Vous noterez que le caractère contestataire de la manifestation W.C.National est ici totalement ignoré. C’est « en faveur des artistes contemporains lorrains» et non contre la politique culturelle française qu’est décrite ici ma démarche.
La suite de la lettre :
« … / Madame La ministre, sensible à toute initiative visant à mettre le public en contact avec la création, a pris connaissance avec le plus grand intérêt/ (etc.etc. … », bref, le reste de la lettre est du même acabit…

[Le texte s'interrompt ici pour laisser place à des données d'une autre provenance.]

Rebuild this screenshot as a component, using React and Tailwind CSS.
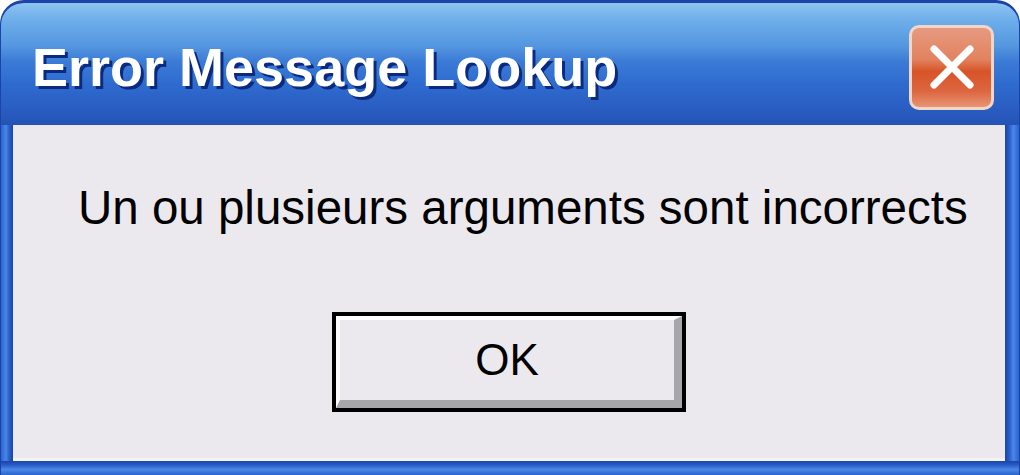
export default function App() {
  return (
    <div className="w-[1020px] h-[475px] bg-white">
      <div className="w-full h-full flex flex-col rounded-t-[24px] bg-[#2456c4] border-t-[3px] border-x-[1px] border-[#1d43a8] overflow-hidden">
        {/* title bar */}
        <div className="h-[122px] shrink-0 flex items-center justify-between pt-[6px] pl-[31px] pr-[25px] bg-[linear-gradient(to_bottom,#8cc4f0_0%,#6eaeea_14%,#5597e0_35%,#3b7bd6_48%,#2f6cd0_65%,#2a5ec2_85%,#2553b6_100%)] rounded-t-[22px]">
          <span
            className="text-white font-bold text-[54px] leading-none [text-shadow:3px_3px_0_#0a2a80]"
            style={{ fontFamily: '"Liberation Sans", Arial, sans-serif' }}
          >
            Error Message Lookup
          </span>
          <div className="w-[85px] h-[85px] rounded-[10px] border-[3px] border-[#f2d6c8] bg-[linear-gradient(to_bottom,#e69a80_0%,#e2825f_40%,#d75427_55%,#dd6640_80%,#e99474_100%)] flex items-center justify-center">
            <svg width="52" height="52" viewBox="0 0 52 52">
              <path d="M8 8 L44 44 M44 8 L8 44" stroke="white" strokeWidth="7" strokeLinecap="round" />
            </svg>
          </div>
        </div>
        {/* body with frame */}
        <div className="flex-1 flex">
          <div className="w-[12px] bg-[linear-gradient(to_right,#2b62d0,#4a88e6_40%,#2a5cc8_70%,#1a44a8)]" />
          <div className="flex-1 flex flex-col items-center bg-[#ebe9ed] border-b-[3px] border-[#f6f4f0]">
            <p
              className="self-start ml-[65px] mt-[59px] text-[47.5px] text-black leading-none"
              style={{ fontFamily: '"Liberation Sans", Arial, sans-serif' }}
            >
              Un ou plusieurs arguments sont incorrects
            </p>
            <button className="mt-[80px] w-[354px] h-[100px] border-[4px] border-black bg-[#ebe9ed] flex">
              <div className="flex-1 flex items-center justify-center border-t-[4px] border-l-[4px] border-b-[8px] border-r-[8px] border-t-white border-l-white border-b-[#a7a6aa] border-r-[#a7a6aa]">
                <span className="text-[44px] text-black leading-none" style={{ fontFamily: '"Liberation Sans", Arial, sans-serif' }}>
                  OK
                </span>
              </div>
            </button>
          </div>
          <div className="w-[14px] bg-[linear-gradient(to_right,#1a44a8,#2a5cc8_30%,#4a88e6_60%,#2b62d0)]" />
        </div>
        <div className="h-[14px] shrink-0 bg-[linear-gradient(to_bottom,#1a44a8,#2a5cc8_30%,#4a88e6_60%,#2b62d0)]" />
      </div>
    </div>
  );
}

Vous noterez également qu’il en va de même dans les hautes sphères de la Culture, seul le côté transgressif de la manifestation W.C.National, sa forme et non son contenu y est compris! Je rappelle que cette « initiative », cette exposition collective ne visait donc pas, comme le sous-entend le Chef-adjoint du Cabinet de Mme la Ministre « à mettre le public en contact avec la création », non pas du tout, mais uniquement à l’informer du traitement que je qualifie d’injuste que subit une grande partie de la production artistique contemporaine en France et par conséquent d’artistes contemporains ! Je le répète : la forme, l’exposition dans les toilettes n’était là juste pour attirer l’attention.
Enfin pour conclure, je pense que pour aller plus loin, car mon rôle en tant qu’artiste est de dire ce qui me paraît « injuste ». Baptiste Rappin et Benoit Goetz sont plus compétents à mon sens pour développer et expliquer plus en profondeur le pourquoi de mon désenchantement sur ce que je perçois comme un dysfonctionnement dans notre perception, notre approche et compréhension de l’art aujourd’hui, et de leurs temples : « Les lieux d’art » !
Vadim Korniloff
(J’ouvre une parenthèse sur le fait que les expositions du Centre Pompidou Metz que sont « Chefs-d’œuvre », « 1917 » et « Vue d’en Haut » doivent leurs succès au fait qu’elles exposaient non pas de l’art contemporain, mais en grande partie de l’art Moderne.)